Dave Grohl has told how his father expected him to take the “conventional route” in life and did not approve of him joining a rock band.

The Foo Fighters frontman, 52, writes in his new memoir The Storyteller about his father’s disappointment after he quit school and left home in Washington DC to join the punk band Scream and tour the US and Europe.

A journalist and Republican political consultant, his father James Harper Grohl voiced his disapproval and a rift opened between the pair.

Recalling that time, Grohl told the PA news agency: “My mother was always very supportive and encouraged me to follow my own path. My father was a conservative Republican speechwriter so I don’t know that he understood a child like mine’s mind.

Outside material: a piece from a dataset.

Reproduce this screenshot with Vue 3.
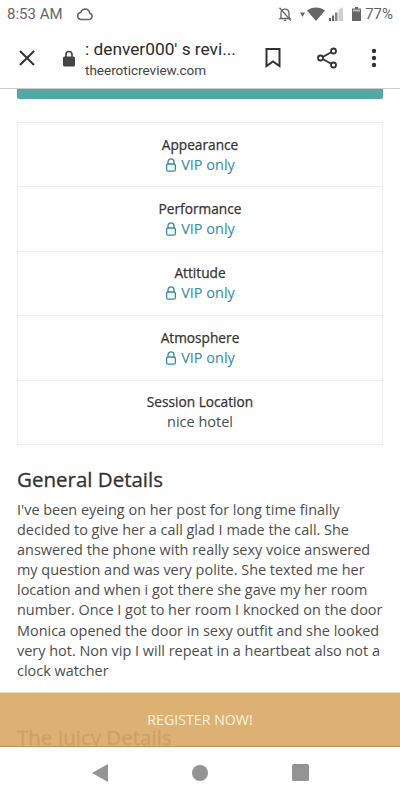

“My mother is a public school teacher, I think she understood how kids learn, how kids grow, the idea of independence and identity intersecting and becoming yourself.

“These are things that my mother understood. My father, not so much.

“I think my father just imagined I would take the conventional route through life where I would go four years through high school, four years through college, getting a job, having a wife, having some children.

“But I don’t know if I ever considered that even when I was young. I don’t think I ever considered that conventional route.”

Grohl, who later became the drummer in grunge pioneers Nirvana before founding Foo Fighters following the death of singer Kurt Cobain, said he and his father also had different approaches to music.

Brit Awards 2018 – Press Room – London
Dave Grohl and his band Foo Fighters (Ian West/PA)

He added: “My father was a classically trained musician. His idea of playing music was much more strict than mine.

“Mine was more emotional, his was more logistical. He stopped playing the flute because he didn’t have four hours a day to play it any more.

“And to me that doesn’t register in my mind. So when I felt it was time to move on with life, and travel the world playing music, he did not approve.

“But that was OK with me. It was fine. I didn’t really need his approval to do it.”

However, Grohl said the pair “weren’t completely disconnected and I wasn’t completely disowned by my father” and that “I just became independent”.

He added: “I remember him coming to see us play at a punk rock club in Washington DC. And I think it was then that he recognised I was actually pretty good at what I did, as a drummer. He could appreciate a musician’s craft.

“Even though we were playing this loud, fast, noisy, dissonant punk rock, I think that he could see that I wasn’t bad at what I did.”

Grohl said his father was relieved when he found commercial success with Nirvana and that now, being a father himself, he understood that reasoning.

Speaking about his daughter, he said: “I have a 15-year-old that wants tattoos and piercings and shit but I keep telling her just to wait. Hold off. Don’t do it now. Just wait. You have got nothing but time.

“So I understand the concern that he had when I told him I’m leaving school to jump in a shitty band and travel squats in Europe.”

The Storyteller: Tales of Life and Music by Dave Grohl is out now.